Copy the listing verbatim, excluding any images found in it.

------------------------

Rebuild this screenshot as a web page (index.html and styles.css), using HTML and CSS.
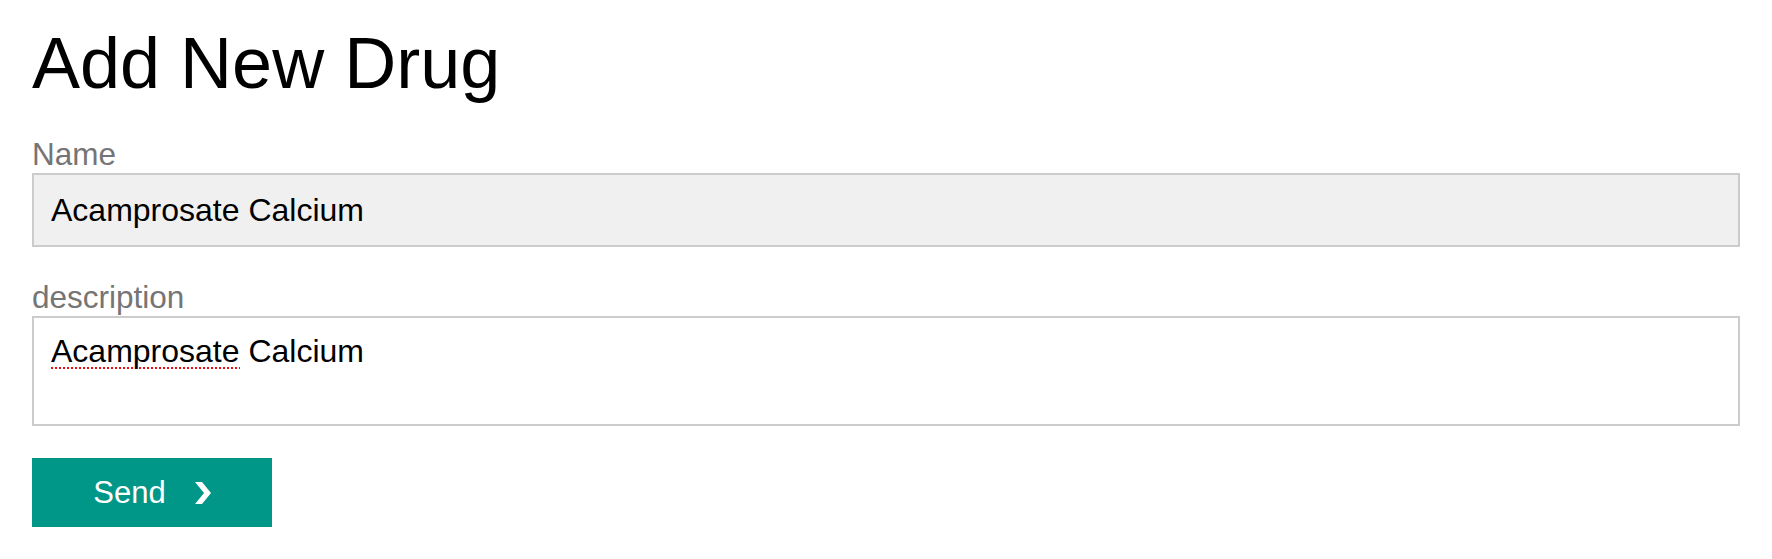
FILE: index.html
```html
<!DOCTYPE html>
<html lang="en">
<head>
<meta charset="utf-8">
<title>Add New Drug</title>
<link rel="stylesheet" href="styles.css">
</head>
<body>
<main class="page">
  <h1 class="title">Add New Drug</h1>
  <form class="form" onsubmit="return false">
    <div class="field">
      <label class="label" for="name">Name</label>
      <input class="input" id="name" type="text" value="Acamprosate Calcium">
    </div>
    <div class="field">
      <label class="label" for="description">description</label>
      <div class="textarea" id="description" role="textbox" aria-multiline="true" contenteditable="true"><span class="misspelled">Acamprosate</span> Calcium</div>
    </div>
    <button class="send" type="submit">
      <span class="send-text">Send</span>
      <svg class="chevron" width="16" height="22" viewBox="0 0 16 22" aria-hidden="true">
        <polygon points="0,0 7,0 16,11 7,22 0,22 9,11" fill="#ffffff"/>
      </svg>
    </button>
  </form>
</main>
</body>
</html>
```
FILE: styles.css
```css
* {
  box-sizing: border-box;
}

html, body {
  margin: 0;
  padding: 0;
  background: #ffffff;
}

body {
  font-family: "Liberation Sans", Arial, Helvetica, sans-serif;
  color: #000000;
}

.page {
  padding: 22px 32px 32px;
}

.title {
  margin: 0 0 32px;
  font-size: 72px;
  line-height: 82px;
  font-weight: 400;
  color: #000000;
}

.form {
  display: flex;
  flex-direction: column;
  align-items: flex-start;
}

.field {
  width: 100%;
  margin-bottom: 32px;
}

.label {
  display: block;
  font-size: 31.5px;
  line-height: 36px;
  color: #757575;
  margin-bottom: 1px;
}

.input {
  display: block;
  width: 100%;
  height: 74px;
  margin: 0;
  padding: 0 17px;
  border: 2px solid #cccccc;
  border-radius: 0;
  background: #f0f0f0;
  font-family: "Liberation Sans", Arial, Helvetica, sans-serif;
  font-size: 32px;
  line-height: 70px;
  color: #000000;
  outline: none;
}

.textarea {
  display: block;
  width: 100%;
  height: 110px;
  padding: 15px 17px;
  border: 2px solid #cccccc;
  background: #ffffff;
  font-size: 32px;
  line-height: 37px;
  color: #000000;
  outline: none;
  overflow: hidden;
}

.misspelled {
  background-image: linear-gradient(to right, #f01010 2px, transparent 2px);
  background-size: 4px 2px;
  background-repeat: repeat-x;
  background-position: 0 100%;
}

.send {
  display: flex;
  align-items: center;
  justify-content: center;
  gap: 29px;
  width: 240px;
  height: 69px;
  margin: 0;
  padding: 0;
  border: none;
  border-radius: 0;
  background: #009688;
  color: #ffffff;
  font-family: "Liberation Sans", Arial, Helvetica, sans-serif;
  font-size: 31px;
  line-height: 36px;
  cursor: pointer;
}

.send-text {
  display: block;
}

.chevron {
  display: block;
  flex: none;
}
```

------------------------

> **Solution below**:
Rebuild this screenshot as a web page (index.html and styles.css), using HTML and CSS.
FILE: index.html
```html
<!DOCTYPE html>
<html lang="en">
<head>
<meta charset="utf-8">
<title>Add New Drug</title>
<link rel="stylesheet" href="styles.css">
</head>
<body>
<main class="page">
  <h1 class="title">Add New Drug</h1>
  <form class="form" onsubmit="return false">
    <div class="field">
      <label class="label" for="name">Name</label>
      <input class="input" id="name" type="text" value="Acamprosate Calcium">
    </div>
    <div class="field">
      <label class="label" for="description">description</label>
      <div class="textarea" id="description" role="textbox" aria-multiline="true" contenteditable="true"><span class="misspelled">Acamprosate</span> Calcium</div>
    </div>
    <button class="send" type="submit">
      <span class="send-text">Send</span>
      <svg class="chevron" width="16" height="22" viewBox="0 0 16 22" aria-hidden="true">
        <polygon points="0,0 7,0 16,11 7,22 0,22 9,11" fill="#ffffff"/>
      </svg>
    </button>
  </form>
</main>
</body>
</html>
```
FILE: styles.css
```css
* {
  box-sizing: border-box;
}

html, body {
  margin: 0;
  padding: 0;
  background: #ffffff;
}

body {
  font-family: "Liberation Sans", Arial, Helvetica, sans-serif;
  color: #000000;
}

.page {
  padding: 22px 32px 32px;
}

.title {
  margin: 0 0 32px;
  font-size: 72px;
  line-height: 82px;
  font-weight: 400;
  color: #000000;
}

.form {
  display: flex;
  flex-direction: column;
  align-items: flex-start;
}

.field {
  width: 100%;
  margin-bottom: 32px;
}

.label {
  display: block;
  font-size: 31.5px;
  line-height: 36px;
  color: #757575;
  margin-bottom: 1px;
}

.input {
  display: block;
  width: 100%;
  height: 74px;
  margin: 0;
  padding: 0 17px;
  border: 2px solid #cccccc;
  border-radius: 0;
  background: #f0f0f0;
  font-family: "Liberation Sans", Arial, Helvetica, sans-serif;
  font-size: 32px;
  line-height: 70px;
  color: #000000;
  outline: none;
}

.textarea {
  display: block;
  width: 100%;
  height: 110px;
  padding: 15px 17px;
  border: 2px solid #cccccc;
  background: #ffffff;
  font-size: 32px;
  line-height: 37px;
  color: #000000;
  outline: none;
  overflow: hidden;
}

.misspelled {
  background-image: linear-gradient(to right, #f01010 2px, transparent 2px);
  background-size: 4px 2px;
  background-repeat: repeat-x;
  background-position: 0 100%;
}

.send {
  display: flex;
  align-items: center;
  justify-content: center;
  gap: 29px;
  width: 240px;
  height: 69px;
  margin: 0;
  padding: 0;
  border: none;
  border-radius: 0;
  background: #009688;
  color: #ffffff;
  font-family: "Liberation Sans", Arial, Helvetica, sans-serif;
  font-size: 31px;
  line-height: 36px;
  cursor: pointer;
}

.send-text {
  display: block;
}

.chevron {
  display: block;
  flex: none;
}
```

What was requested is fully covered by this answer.